Come Together
My mother met Mister Rogers on the beach behind her rental cottage. She was sitting in an old beach chair reading. Mister Rogers was taking his afternoon swim in Madaket Bay.
The year after he died, I decided to preserve his memory (and entice my brother to bring his family to Nantucket the following summer) by creating a race: The Mister Rogers Memorial Triathlon.
The course consists of a half-mile swim in the waters adjacent to his Crooked House, a twelve mile bike ride to/from the end of Madaket Road, and a three mile run to/from Madaket Marina. The last quarter mile throws a final challenge: a beach run between Madaket Road and Massachussettes Avenue.
A cool drizzle fell from a brushed steel sky as Chris, Abbi and I strode towards the finish of the event’s fourth running.

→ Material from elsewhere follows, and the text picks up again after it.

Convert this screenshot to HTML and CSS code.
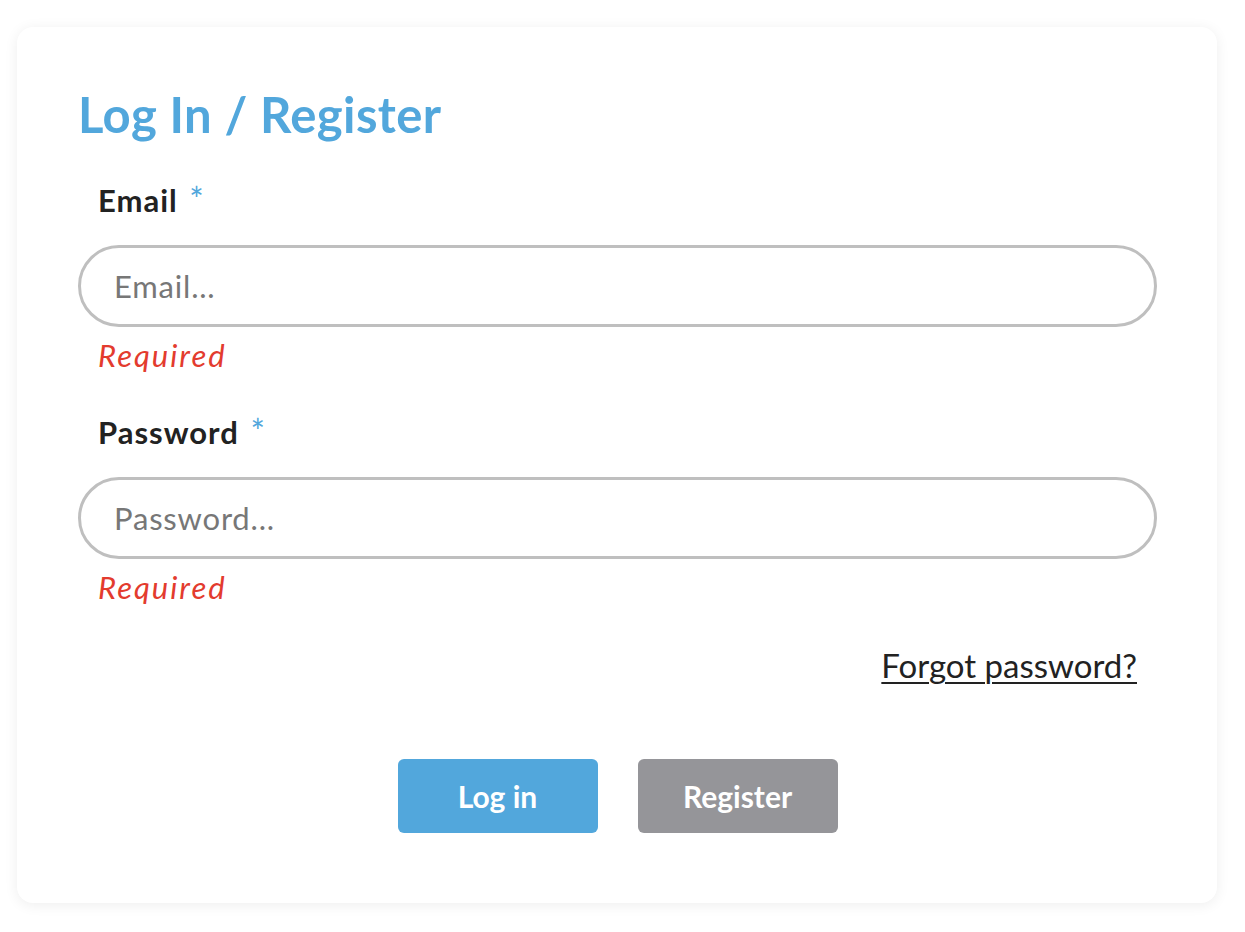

As my sneaker struck the sand, a hooded figure turned towards me.
“Fish!”
I wrapped my arms around his torso, and lifted him off the ground. As I caught my breath, he related his details of his flight, shared his assessment of the rising surf, the greeted Abbi and Chris. Which is when I was greeted by the next surprise.
“Benjamin?”
I spun around and spotted my old friend, former Nantucket Inquirer-Mirror reporter Hadley St. John.
“Hadley!”
Standing there at the end of Madaket Road where cement gave way to sand, petting Hadley’s black lab and gawking as my disperate worlds collided — Hadley and Fish and Abbi and Chris — I thought of Mister Rogers.
Every interviewee for Chris and my documentary, “Mister Rogers & Me,” has said the same thing: “Fred loved bringing people together.”
Standing there at the end of the road, my time doesn’t matter (16:59/49:17/26:36). What mattered was all of us there together, there at the edge of the island, there where pavement and cell service and everything that man tries to control gives way, and gives up, in the face of an ever churning, ever changing sea.